The plans call on all IFAs to hold a minimum £20,000 buffer by the end of 2013.
Andrew Strange, director of policy at AIFA, says: "The current proposals will see the capital requirements for all firms increase. There is a clear risk that this may result in a less sustainable sector, running counter to FSA's original objectives. The increase in capital required is unrealistic within the timescale set."
"The FSA must realise the effects these proposals will have on the profession and reconsider them as a matter of urgency."
He welcomes the FSA's decision to accept the AIFA lobby and extend the deadline for implementing changes to 2013, but says the Association is still "far from happy with FSA's conclusions".
"Proposed regulatory changes cannot benefit consumers if they only serve to reduce the number of financially stable and viable firms in the sector from today's level," he says.
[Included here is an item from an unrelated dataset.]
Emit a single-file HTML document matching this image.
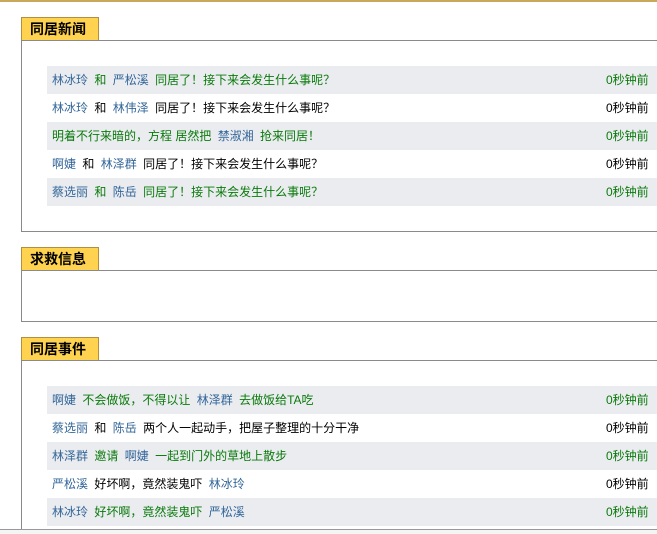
<!DOCTYPE html>
<html><head><meta charset="utf-8"><style>
*{margin:0;padding:0;box-sizing:border-box}
html,body{width:657px;height:534px;overflow:hidden}
body{background:#fff;font-family:"Liberation Sans","Noto Sans CJK SC","WenQuanYi Zen Hei",sans-serif;font-size:12px;position:relative}
.topline{position:absolute;left:0;top:0;width:657px;height:2px;background:#c8a85a}
.tab{position:absolute;left:21px;width:78px;height:24px;background:#ffd24f;border:1px solid #b09040;border-bottom:none;font-weight:bold;font-size:14px;line-height:22px;padding-left:8px;color:#000}
.box{position:absolute;left:21px;width:660px;border:1px solid #8a8a8a}
.row{position:absolute;left:47px;width:620px;height:28px;line-height:28px;padding-left:5px;white-space:nowrap}
.row span{margin-right:3px}
.row.g{background:#eaecf0}
.t{position:absolute;left:559px;top:0}
.n{color:#336699}
.gr{color:#0a7a0a}
.k{color:#000}
.bottom{position:absolute;left:0;top:529px;width:657px;height:5px;border-top:1px solid #999;background:#f4f4f4}
</style></head><body>
<div class="topline"></div>

<div class="tab" style="top:17px">同居新闻</div>
<div class="box" style="top:40px;height:192px"></div>
<div class="row g" style="top:66px"><span class="n">林冰玲</span> <span class="gr">和</span> <span class="n">严松溪</span> <span class="gr">同居了！接下来会发生什么事呢？</span><span class="t gr">0秒钟前</span></div>
<div class="row" style="top:94px"><span class="n">林冰玲</span> <span class="k">和</span> <span class="n">林伟泽</span> <span class="k">同居了！接下来会发生什么事呢？</span><span class="t k">0秒钟前</span></div>
<div class="row g" style="top:122px"><span class="gr">明着不行来暗的，方程 居然把</span> <span class="n">禁淑湘</span> <span class="gr">抢来同居！</span><span class="t gr">0秒钟前</span></div>
<div class="row" style="top:150px"><span class="n">啊婕</span> <span class="k">和</span> <span class="n">林泽群</span> <span class="k">同居了！接下来会发生什么事呢？</span><span class="t k">0秒钟前</span></div>
<div class="row g" style="top:178px"><span class="n">蔡选丽</span> <span class="gr">和</span> <span class="n">陈岳</span> <span class="gr">同居了！接下来会发生什么事呢？</span><span class="t gr">0秒钟前</span></div>

<div class="tab" style="top:247px">求救信息</div>
<div class="box" style="top:270px;height:52px"></div>

<div class="tab" style="top:337px">同居事件</div>
<div class="box" style="top:360px;height:170px;border-bottom:none"></div>
<div class="row g" style="top:386px"><span class="n">啊婕</span> <span class="gr">不会做饭，不得以让</span> <span class="n">林泽群</span> <span class="gr">去做饭给TA吃</span><span class="t gr">0秒钟前</span></div>
<div class="row" style="top:414px"><span class="n">蔡选丽</span> <span class="k">和</span> <span class="n">陈岳</span> <span class="k">两个人一起动手，把屋子整理的十分干净</span><span class="t k">0秒钟前</span></div>
<div class="row g" style="top:442px"><span class="n">林泽群</span> <span class="gr">邀请</span> <span class="n">啊婕</span> <span class="gr">一起到门外的草地上散步</span><span class="t gr">0秒钟前</span></div>
<div class="row" style="top:470px"><span class="n">严松溪</span> <span class="k">好坏啊，竟然装鬼吓</span> <span class="n">林冰玲</span><span class="t k">0秒钟前</span></div>
<div class="row g" style="top:498px"><span class="n">林冰玲</span> <span class="gr">好坏啊，竟然装鬼吓</span> <span class="n">严松溪</span><span class="t gr">0秒钟前</span></div>
<div class="bottom"></div>
</body></html>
AIFA is concerned advisers have so far failed to grasp the wider implications of the FSA's wish to consult next year on the application ‘of a consistent approach to the Expenditure Based Requirements to all firms...irrespective of the firm's business model'.
"The Policy Statement does not elaborate further on this, but FSA must ensure there is fair and responsible treatment of Appointed Representatives or self-employed advisers. This is a significant issue raised by the profession. As an example, the levelling up of the EBR requirements for these fundamentally variable costs would be deeply inappropriate," he adds.
Amanda Davidson, AIFA deputy chairman, says: "AIFA has conducted significant work over the past months to deliver both an extension to the implementation date and demonstrate to the FSA that further consultation on EBR is necessary to avoid clear detriment to firms and the clients they serve.
"Any firm not in AIFA membership and thus supporting our efforts should consider carefully the cost of additional capital the FSA will force them to hold.
AIFA is forming a working group to consider solutions in advance of next year's consultation.